LABOUR has called for the Medical Research Council to consider increasing research funding for motor neurone disease (MND) in support of a campaigner who has the condition.
UK and Scottish leaders Ed Miliband and Jim Murphy have joined forces to back Gordon Aikman, who launched a fight for more funding after being diagnosed with the incurable neurodegenerative disease last year.
His campaign, launched in Scotland on Sunday in June last year, calls for funding for MND research in the UK to be doubled, and has so far raised more than £200,000.
A joint letter from Miliband and Murphy urged the body’s chair, Donald Brydon, to look at the case for increasing funding across the United Kingdom.

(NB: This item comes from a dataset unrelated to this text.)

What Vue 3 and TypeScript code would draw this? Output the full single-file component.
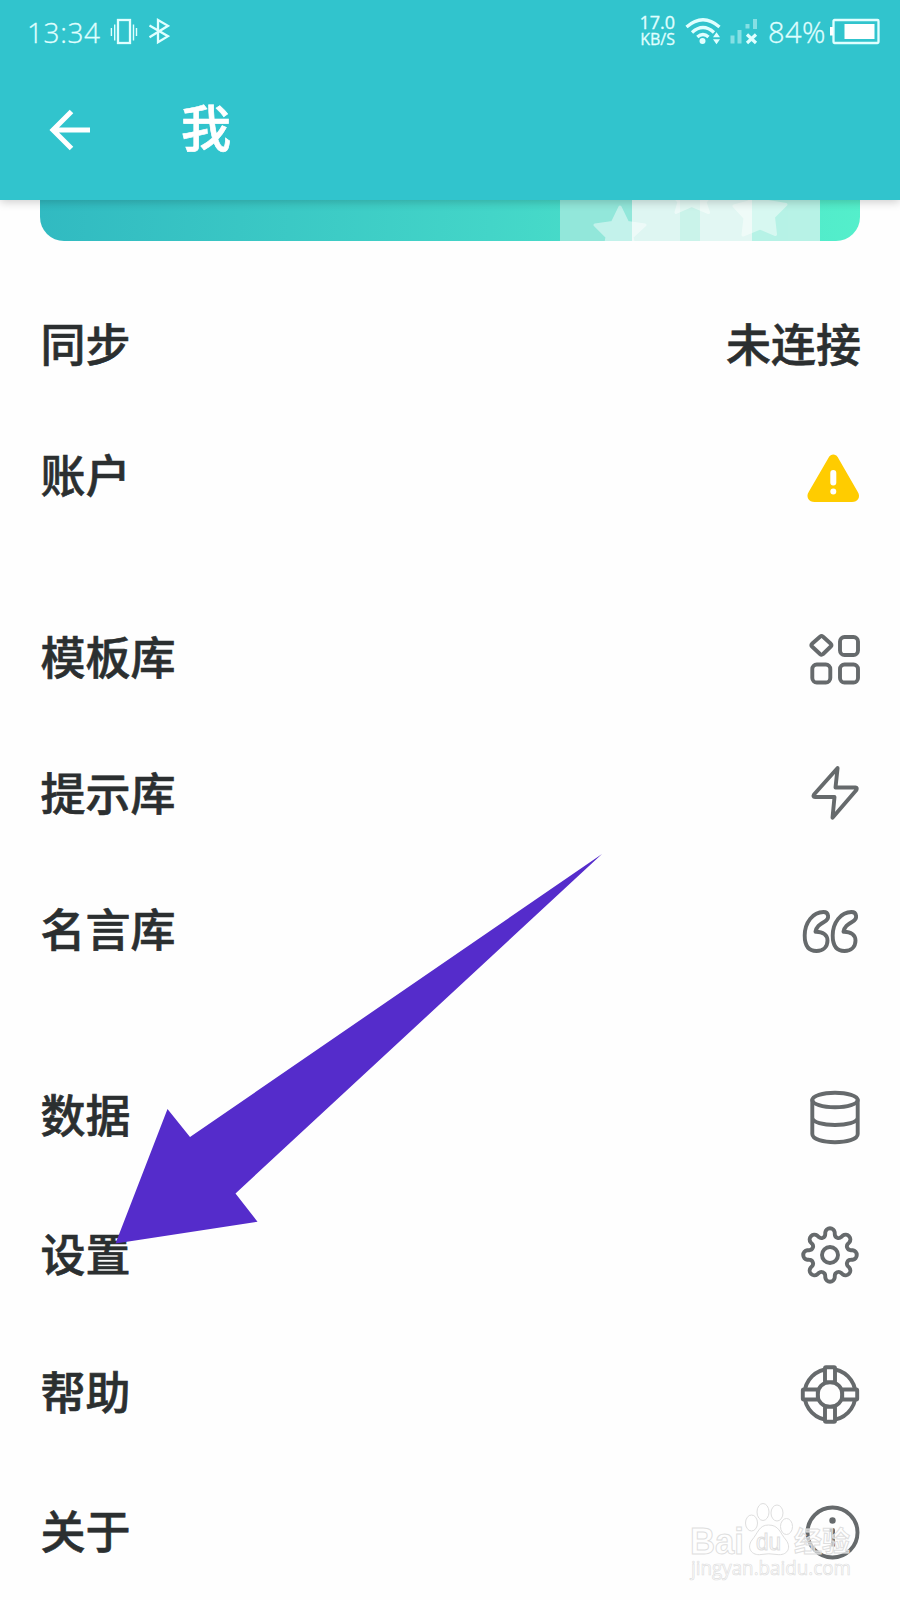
<script setup lang="ts">
type IconName = 'warning' | 'templates' | 'bolt' | 'quote' | 'database' | 'gear' | 'help' | 'info'

interface Item {
  label: string
  icon?: IconName
  value?: string
}

const groups: { id: string; items: Item[] }[] = [
  { id: 'account', items: [{ label: '同步', value: '未连接' }, { label: '账户', icon: 'warning' }] },
  {
    id: 'library',
    items: [
      { label: '模板库', icon: 'templates' },
      { label: '提示库', icon: 'bolt' },
      { label: '名言库', icon: 'quote' },
    ],
  },
  {
    id: 'system',
    items: [
      { label: '数据', icon: 'database' },
      { label: '设置', icon: 'gear' },
      { label: '帮助', icon: 'help' },
      { label: '关于', icon: 'info' },
    ],
  },
]

// Eight-toothed outline: rounded teeth alternating with rounded valleys.
const gearPath = (() => {
  const cx = 50
  const cy = 51
  const pt = (r: number, deg: number) => {
    const a = (deg * Math.PI) / 180
    return `${(cx + r * Math.cos(a)).toFixed(2)} ${(cy + r * Math.sin(a)).toFixed(2)}`
  }
  let d = ''
  for (let i = 0; i < 8; i++) {
    const a = i * 45 - 90
    d += `${i ? 'L' : 'M'}${pt(21.3, a - 13)}`
    d += `L${pt(23.2, a - 11.7)}A4.750 4.750 0 0 1 ${pt(23.2, a + 11.7)}`
    d += `L${pt(21.3, a + 13)}A3.800 3.800 0 0 0 ${pt(21.3, a + 32)}`
  }
  return d + 'Z'
})()
</script>

<template>
  <main class="screen">
    <header class="header">
      <div class="status">
        <div class="status-left">
          <span class="clock">13:34</span>
          <svg class="vibrate" width="28" height="28" viewBox="0 0 28 28">
            <rect x="8" y="3" width="12" height="23" />
            <path d="M4.7 7.5v16M1.4 11v8M23.500 7.500v16M26.500 11v8" class="thin" />
          </svg>
          <svg class="bluetooth" width="22" height="28" viewBox="0 0 22 28">
            <path d="M1.5 8.5 20 19.2 10 25.2V3L20 8.8 1.5 20.2" />
          </svg>
        </div>
        <div class="status-right">
          <div class="speed"><span>17.0</span><span class="unit">KB/S</span></div>
          <svg class="wifi" width="36" height="28" viewBox="0 0 36 28">
            <path d="M1.5 10Q18 -4.5 34.5 10M7 15.500Q18 5.500 29 15.500M12.300 20Q18 15 23.500 20" />
            <circle cx="17.500" cy="24" r="3" />
            <path class="solid" d="M28 20.200 31.500 15.200 35 20.200ZM28 22.200H35L31.500 27.200Z" />
          </svg>
          <svg class="signal" width="28" height="28" viewBox="0 0 28 28">
            <path class="faint" d="M2.500 18.500v8M9.500 13v13.500M17.500 7v4.500M25 2v10" />
            <path class="cross" d="M17 17.500 26 26M26 17.500 17 26" />
          </svg>
          <span class="percent">84%</span>
          <svg class="battery" width="51" height="28" viewBox="0 0 51 28">
            <rect class="shell" x="4.500" y="3" width="45" height="23" rx="1" />
            <rect class="fill" x="15.500" y="7" width="30" height="15" />
            <rect class="fill" x="1" y="10" width="3" height="8.500" />
          </svg>
        </div>
      </div>
      <div class="appbar">
        <svg class="back" width="44" height="44" viewBox="0 0 44 44">
          <path d="M23.500 3.500 5 22 23.500 40.500M5 22H42" />
        </svg>
        <h1>我</h1>
      </div>
    </header>

    <div class="banner">
      <svg width="260" height="41" viewBox="560 200 260 41">
        <rect x="560" y="200" width="72" height="41" fill="#92e7da" />
        <rect x="632" y="200" width="48" height="41" fill="#def6f2" />
        <rect x="680" y="200" width="20" height="41" fill="#cbf3ea" />
        <rect x="700" y="200" width="52" height="41" fill="#e2f7f3" />
        <rect x="752" y="200" width="68" height="41" fill="#b7f2e6" />
        <g class="stars">
          <path d="M620 207 627.500 222.500 645 225 632 237 636 254 620 245 604 254 607 237 595 225 612.500 222.500Z" />
          <path d="M692 176 698 190 714 192 705 202 708.500 212.500 692 205.500 676 212.500 679 202 670 192 686 190Z" />
          <path d="M752 184 765 201 786 204.500 773.500 217 775.500 234.500 760 228 743 235 745 218 734 206 749 202Z" />
        </g>
      </svg>
    </div>

    <section v-for="group in groups" :key="group.id" class="group" :class="group.id">
      <div v-for="item in group.items" :key="item.label" class="row">
        <span class="label">{{ item.label }}</span>
        <span v-if="item.value" class="value">{{ item.value }}</span>
        <svg v-else class="icon" width="100" height="100" viewBox="0 0 100 100">
          <g v-if="item.icon === 'warning'">
            <path class="alert" d="M53.300 34.500 33 69.500Q31.500 72 34.500 72H72Q75 72 73.500 69.500Z" />
            <path class="mark" d="M53.300 48V57.500M53.300 66.500v.1" />
          </g>
          <g v-else-if="item.icon === 'templates'">
            <path d="M43.100 30.700 50.800 37.800Q52.200 39.200 50.800 40.500L43.100 48Q41.500 49.300 40 48L32 40.500Q30.600 39.200 32 37.800L40 30.700Q41.500 29.500 43.100 30.700Z" />
            <rect x="60" y="31" width="18" height="18" rx="4.500" />
            <rect x="32.300" y="58.500" width="18" height="18" rx="4.500" />
            <rect x="60" y="58.500" width="18" height="18" rx="4.500" />
          </g>
          <g v-else-if="item.icon === 'bolt'">
            <path d="M57.600 26 34 52.500Q32.500 55 35 55H54.500L52.500 75.700 76.400 48Q77.500 45.500 75.500 45.500H55.500Z" />
          </g>
          <g v-else-if="item.icon === 'quote'">
            <path d="M43.500 34C33 34 24.700 44.500 24.700 57.500C24.700 68 29 73 36.500 73C43 73 47.500 69 47.500 62.500C47.500 57 43 53.500 35.500 53.700C36.500 48.500 39.500 46.500 44 44C50.500 40.500 48.500 34 43.500 34Z" />
            <path d="M71.500 34C61 34 52.700 44.500 52.700 57.500C52.700 68 57 73 64.500 73C71 73 75.500 69 75.500 62.500C75.500 57 71 53.500 63.500 53.700C64.500 48.500 67.500 46.500 72 44C78.500 40.500 76.500 34 71.500 34Z" />
          </g>
          <g v-else-if="item.icon === 'database'">
            <ellipse cx="55" cy="35" rx="22.700" ry="7.300" />
            <path d="M32.300 35V69C32.300 80 77.700 80 77.700 69V35M32.300 52.500C32.300 62.500 77.700 62.500 77.700 52.500" />
          </g>
          <g v-else-if="item.icon === 'gear'">
            <path :d="gearPath" />
            <circle cx="50" cy="51" r="8" />
          </g>
          <g v-else-if="item.icon === 'help'">
            <circle cx="50" cy="52.500" r="25.500" />
            <circle cx="50" cy="52.500" r="12.500" />
            <g class="strap">
              <rect x="45" y="25.300" width="10" height="15" rx="1" />
              <rect x="45" y="64.700" width="10" height="15" rx="1" />
              <rect x="22.800" y="47.500" width="15" height="10" rx="1" />
              <rect x="62.200" y="47.500" width="15" height="10" rx="1" />
            </g>
          </g>
          <g v-else>
            <circle cx="52.500" cy="51.500" r="25" />
            <path class="stem" d="M49.500 49H53V65.500" />
            <circle class="dot" cx="52.500" cy="39.500" r="3.200" />
          </g>
        </svg>
      </div>
    </section>

    <svg class="pointer" width="900" height="1600" viewBox="0 0 900 1600">
      <path d="M115.500 1243.500 167.500 1109 190 1137 602 854 235.500 1193.500 257.500 1221.800Z" />
    </svg>

    <svg class="watermark" width="190" height="100" viewBox="680 1490 190 100">
      <g class="brand">
        <text x="690" y="1553.500" font-size="36" textLength="54" lengthAdjust="spacingAndGlyphs">Bai</text>
        <ellipse cx="751.500" cy="1523" rx="6" ry="8" />
        <ellipse cx="763" cy="1512" rx="6" ry="8.500" />
        <ellipse cx="777" cy="1513" rx="6" ry="8" />
        <ellipse cx="786.500" cy="1526.500" rx="6" ry="8" />
        <path d="M768.500 1525C759 1525 758 1533 752 1540C746 1548 752 1556 761 1554.500Q768.500 1553 777 1554.500C787 1556 792 1548 786 1540C780 1533 779 1525 768.500 1525Z" />
        <text class="du" x="756" y="1550" font-size="24" textLength="25" lengthAdjust="spacingAndGlyphs">du</text>
        <text class="cjk" x="794" y="1552" font-size="28">经验</text>
        <text class="url" x="691" y="1575" font-size="20" textLength="160" lengthAdjust="spacingAndGlyphs">jingyan.baidu.com</text>
      </g>
    </svg>
  </main>
</template>

<style>
body {
  margin: 0;
  background: #fefefe;
}
</style>

<style scoped>
.screen {
  position: relative;
  width: 900px;
  height: 1600px;
  overflow: hidden;
  background: #fefefe;
  color: #2b2f30;
  font-family: "Noto Sans CJK SC", sans-serif;
}

.header {
  position: relative;
  z-index: 1;
  height: 200px;
  background: #31c4cd;
  box-shadow: 0 2px 9px rgba(0, 0, 0, 0.2);
  color: #e0ffff;
}

.status,
.status-left,
.status-right {
  display: flex;
  align-items: center;
}

.status {
  height: 62px;
  padding: 0 20px 0 27px;
  justify-content: space-between;
  font-family: "Open Sans", sans-serif;
}

.clock,
.percent {
  font-size: 28px;
  line-height: 40px;
  font-weight: 350;
  -webkit-text-stroke: 0.3px #e0ffff;
  white-space: nowrap;
}

.clock {
  width: 83px;
  padding-top: 2px;
  letter-spacing: 0.6px;
}

.percent {
  padding-top: 2px;
  margin-left: 10px;
  width: 61px;
  font-size: 29px;
  letter-spacing: 0.4px;
}

.bluetooth {
  margin-left: 10px;
}

.status svg {
  display: block;
  fill: none;
  stroke: #e0ffff;
  stroke-width: 2.300;
}

.status svg .thin {
  stroke-width: 1.4;
}

.speed {
  display: flex;
  flex-direction: column;
  align-items: flex-end;
  margin-right: 10px;
  font-size: 18px;
  line-height: 17px;
  font-weight: 500;
  -webkit-text-stroke: 0.3px #e0ffff;
}

.speed .unit {
  font-size: 16px;
}

.status .wifi {
  stroke-width: 3.300;
}

.status .wifi circle,
.status .wifi .solid {
  fill: #e0ffff;
  stroke: none;
}

.signal {
  margin-left: 9px;
}

.status .signal .faint {
  stroke: #85dfe4;
  stroke-width: 4;
}

.status .signal .cross {
  stroke-width: 3.200;
}

.status .battery .fill {
  fill: #fff;
  stroke: none;
}

.appbar {
  display: flex;
  align-items: center;
  height: 136px;
  padding-left: 48px;
}

.back {
  fill: none;
  stroke: #fff;
  stroke-width: 5;
}

.appbar h1 {
  margin: 0 0 10px 89px;
  font-size: 50px;
  line-height: 60px;
  font-weight: 500;
  -webkit-text-stroke: 0.7px #fff;
  color: #fff;
}

.banner {
  display: flex;
  justify-content: flex-end;
  height: 41px;
  margin: 0 40px;
  padding-right: 40px;
  box-sizing: border-box;
  overflow: hidden;
  border-radius: 0 0 24px 24px;
  background: linear-gradient(95deg, #31bac1, #43d5c8 55%, #54efcb);
}

.banner .stars path {
  fill: #fff;
  stroke: #fff;
  stroke-width: 3;
  stroke-linejoin: round;
}

.banner .stars {
  opacity: 0.45;
}

.group {
  display: grid;
  grid-auto-rows: 130px;
  padding: 0 20px 0 40px;
}

.account {
  margin-top: 38px;
  row-gap: 1px;
}

.library {
  margin-top: 51px;
  row-gap: 6px;
}

.system {
  margin-top: 57px;
  row-gap: 8.600px;
}

.row {
  display: flex;
  align-items: center;
  justify-content: space-between;
}

.label,
.value {
  padding-bottom: 1.400px;
  font-size: 45px;
  line-height: 60px;
  font-weight: 500;
  -webkit-text-stroke: 0.6px #2b2f30;
}

.library .label {
  padding-bottom: 0.600px;
}

.label {
  margin-left: 0.500px;
}

.value {
  margin-right: 19px;
}

.icon {
  fill: none;
  stroke: #666a6c;
  stroke-width: 3.900;
  stroke-linejoin: round;
  stroke-linecap: round;
}

.icon .alert {
  fill: #fc0;
  stroke: #fc0;
  stroke-width: 10;
}

.icon .mark {
  stroke: #fff;
  stroke-width: 6;
}

.icon .strap rect {
  fill: #fefefe;
}

.icon .stem {
  stroke-linecap: butt;
}

.icon .dot {
  fill: #666a6c;
  stroke: none;
}

.pointer {
  position: absolute;
  left: 0;
  top: 0;
  fill: #552ccb;
  pointer-events: none;
}

.watermark {
  position: absolute;
  left: 680px;
  top: 1490px;
  pointer-events: none;
}

.brand {
  fill: #fff;
  fill-opacity: 0.6;
  stroke: #dedede;
  stroke-width: 1;
  font-family: "Liberation Sans", sans-serif;
  font-weight: 700;
}

.brand .du {
  font-weight: 400;
}

.brand .cjk {
  font-family: "Noto Sans CJK SC", sans-serif;
}

.brand .url {
  font-family: "Open Sans", sans-serif;
  font-weight: 400;
  stroke-width: 0.700;
}
</style>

Miliband said: “I have had the privilege of meeting Gordon Aikman and hearing about his campaign.
“His dogged determination to fight for better care for MND sufferers is as selfless as it is inspiring.
“Edinburgh University and others are involved in world-leading work to find a cure for MND but much more needs to be done.
“The Medical Research Council should take a fresh look at the funding available for MND research.
“Only when MND is no longer a death sentence can we be satisfied that we are doing enough.”
Murphy said: “Gordon Aikman is a friend and colleague. Along with many others, his campaign to raise awareness of MND has been inspirational, putting the need for greater investment in research and nursing care at the top of the political agenda.
“What has been the most remarkable thing about Gordon’s campaign is that he doesn’t expect to benefit from many of the things he is fighting for. This is about making sure that the MND patients of the future get a better shot at survival than those of today. There is a powerful case for the Medical Research Council increasing the amount of money it invests in MND research. I hope they will listen to Labour’s call.”
Aikman said he was “absolutely delighted” with the support and called on other party leaders to match it.
He said: “Ed Miliband has thrown down the gauntlet. It is now for the other party leaders to match his commitment.
“Whatever happens in the general election, patients deserve to know the UK is serious about creating a world free from MND. We are poised to find a cure here in the UK: we have top scientists and world-leading universities. Doubling MND research funding will help make that dream a reality sooner. It will be too late for me, but we can and we must find a cure for future generations.”
A spokeswoman from the Medical Research Council said: “This is a terrible disease and there is still much we need to learn about its underlying causes in order to help devise effective therapies. “The MRC currently spends £3.6 million a year specifically on MND research, and would welcome high-quality research applications that would increase this figure.”